Additionally, third parties may be involved. "We are increasingly seeing state actors outsourcing their disinformation operations," researchers from the Stanford Internet Observatory wrote in a report published last December. This gives governments a level of plausible deniability, they said. And if one firm gets banned, those who are paying simply use another.

Of course, other countries also have "electronic armies". Elsewhere they have been described as troll farms, cyber armies, keyboard armies or web brigades.
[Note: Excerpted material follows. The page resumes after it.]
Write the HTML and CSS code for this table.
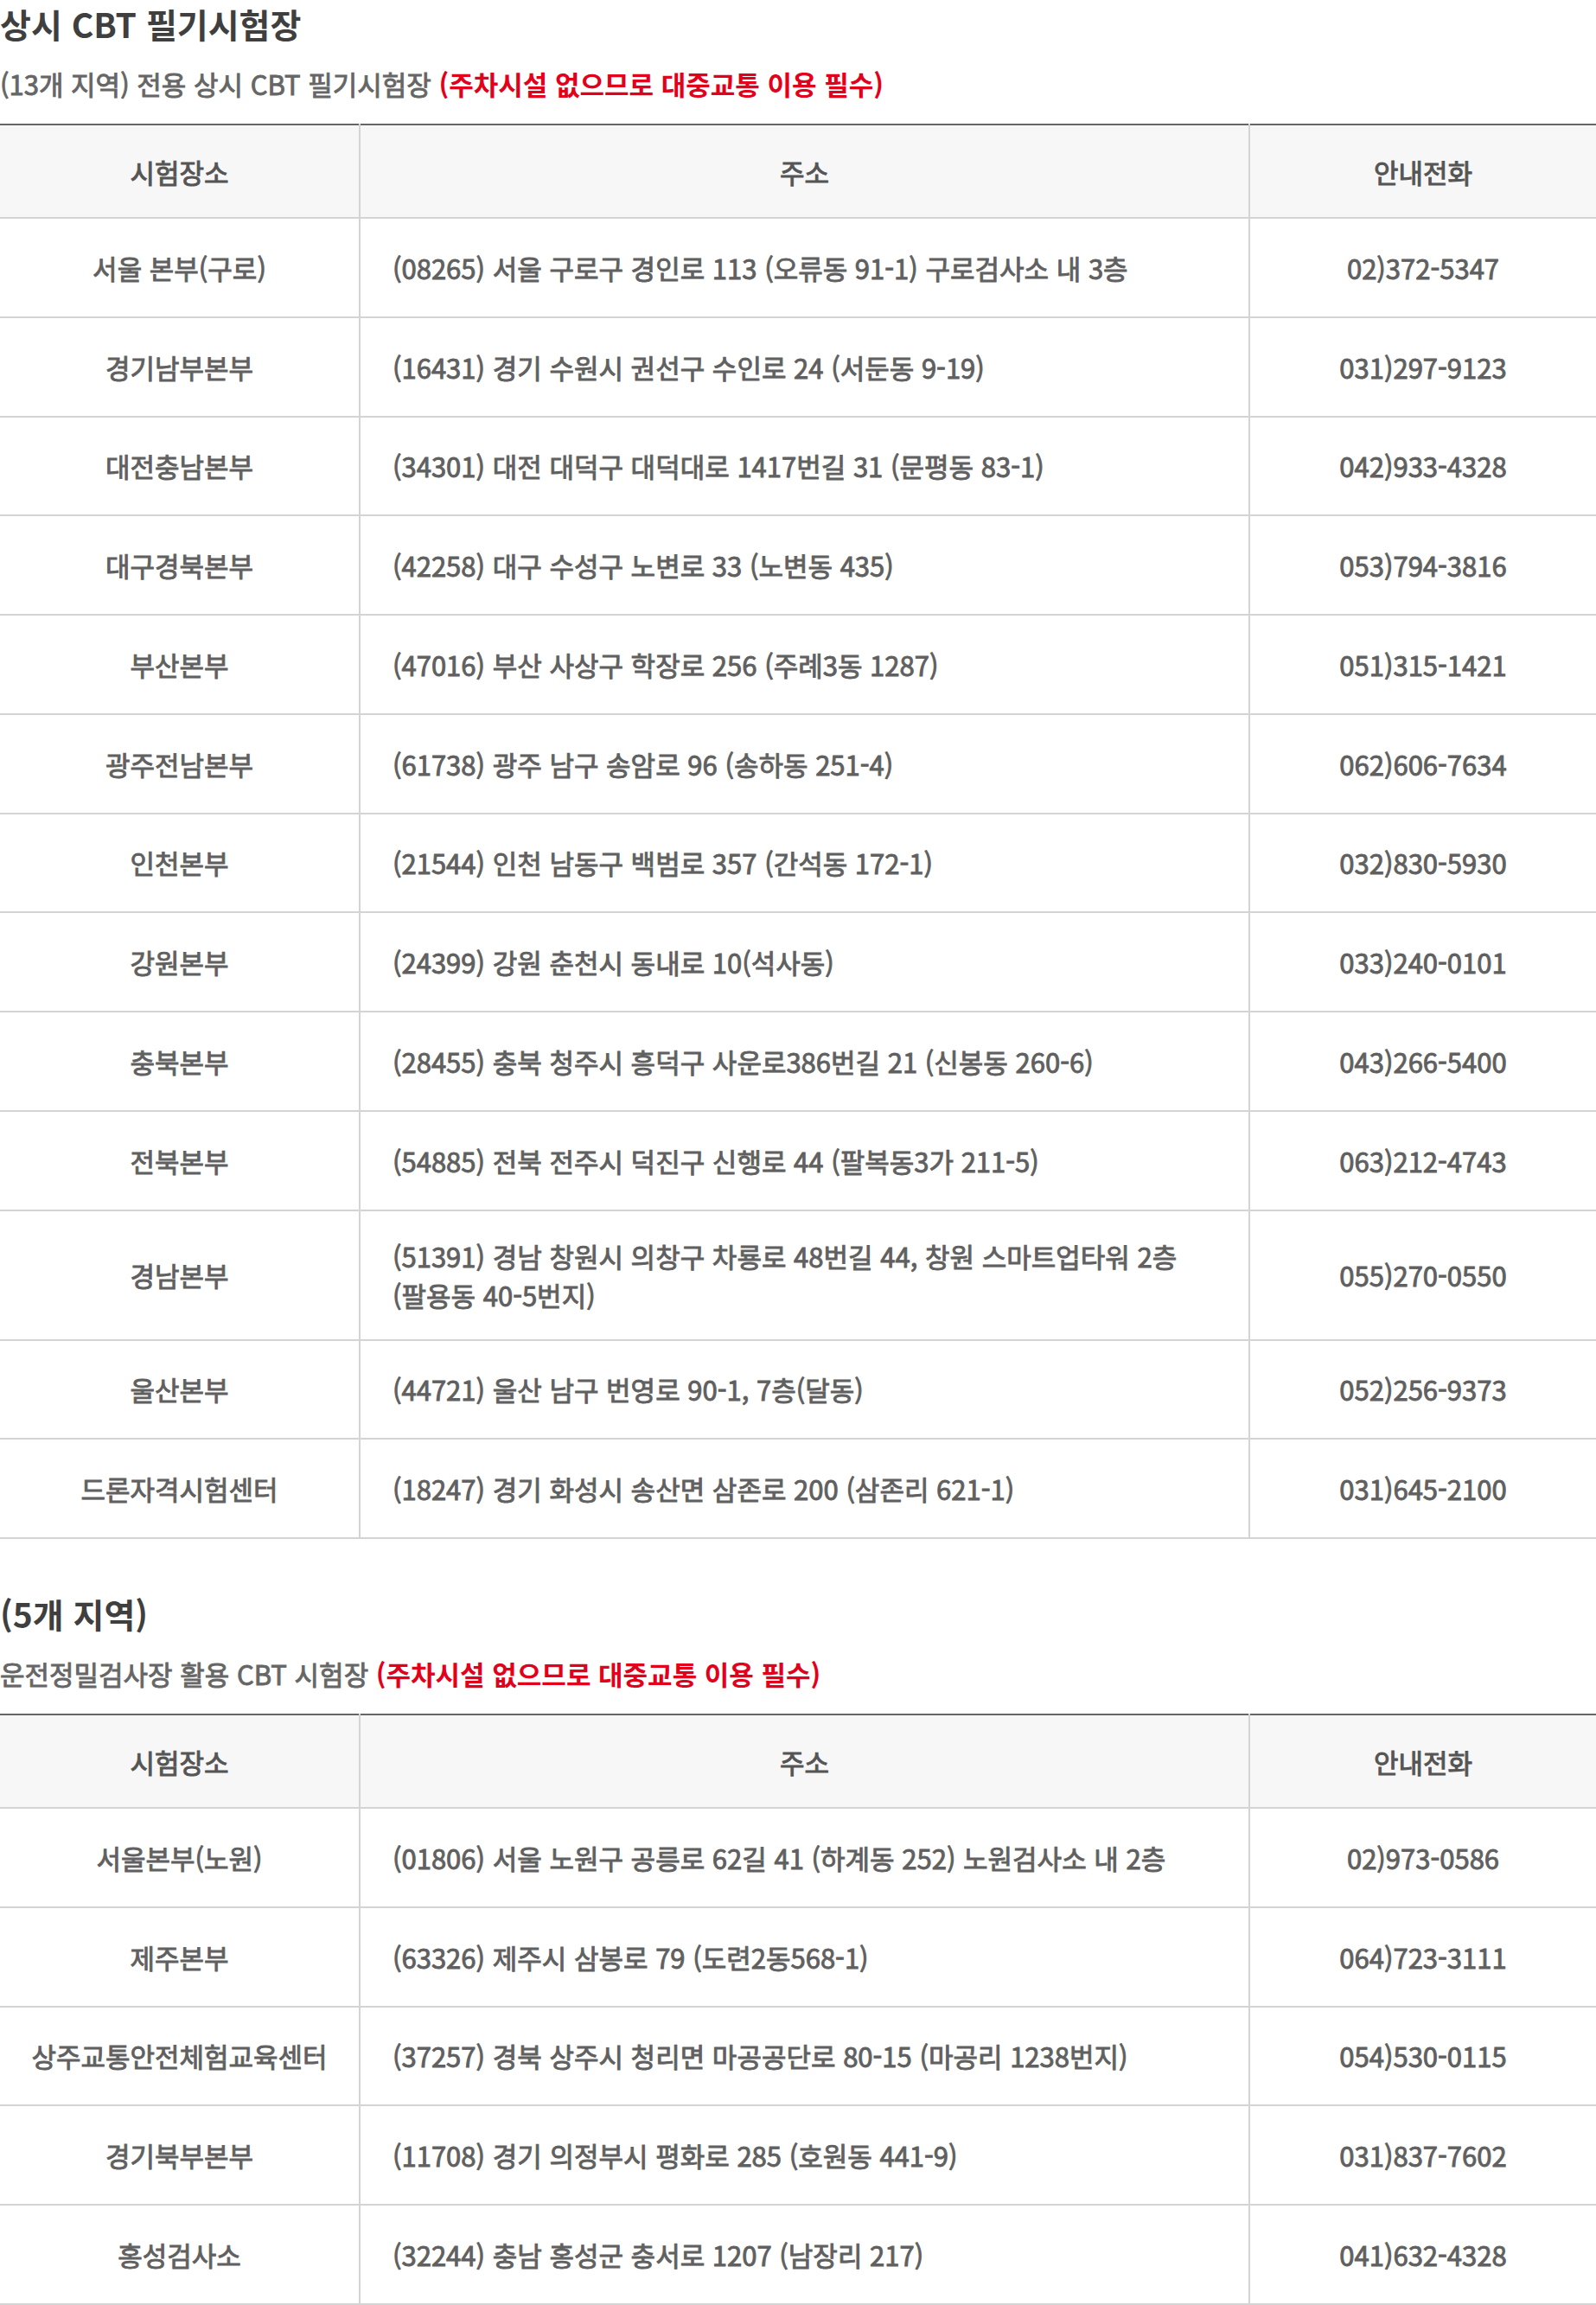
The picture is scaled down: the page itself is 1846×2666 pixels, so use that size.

In its 2020 report, Freedom House revealed that in 39 out of 65 countries surveyed, individuals were employed by political leaders to "manipulate online discussions".

Iraq/Demonstration for assassinated Hisham al Hashemi (photo: Ahmad al-Rubaya/AFP/Getty Images)
Protest in Baghdad against Iran's influence following the murder of activist Hisham al Hashemi. The regime in Tehran is targeting democracy activists and opponents of Iranian influence in Iraq with targeted online defamation campaigns. In September 2018, Iran's Mehr News Agency published a photo of activist Riham Yaqoob with the then-U.S. consul general in Basra to portray her as a U.S.-backed conspirator. On August 19, 2020, Yaqoob was shot dead in her car by an unknown armed motorcyclist



Approach to digital media problematic

Experts agree that as a region, it is quite possible that the Middle East has some of the worst problems with electronic armies in the world. This may be because of how people in the region use social media, Ghazayel suggested.  Although most Middle East countries offer a wide variety of traditional news outlets, locals tend to be wary of them, as many are funded, founded, or directed by the country's government or social or religious interest groups. So instead, they turn to social media for news and information, the credibility of which is often questionable.

This is a growing trend. A 2020 study of attitudes of Arab youths aged between 18 and 24 found that 79% were getting their news from social media. Around two-thirds of respondents told researchers they trusted social media "to do the right thing". In comparison, a 2020 study by the Reuters Institute showed that only 56% of young Germans and 51% of Americans of the same age got their news from either Instagram, Snapchat or TikTok.

Precarious political culture

The Middle East's problem with electronic armies may also have to do with language, Owen Jones reasoned. "In Arabic, disinformation seems to thrive," he said during the TED talk. "And I think part of the reason for this is a regulatory blind spot when it comes to the social media companies, who are less inclined to take action against accounts who aren't speaking English, or that aren't impacting directly on U.S. interests."

Ghazayel believes it also has to do with the precarious political climate in some Middle Eastern countries, where there is conflict, economic pressure, or an authoritarian government.

"When they are being encouraged by politicians or governments, and then also find that social media platforms are letting them loose without any genuine or swift action to rein them in, electronic armies thrive in the absence of the rule of law."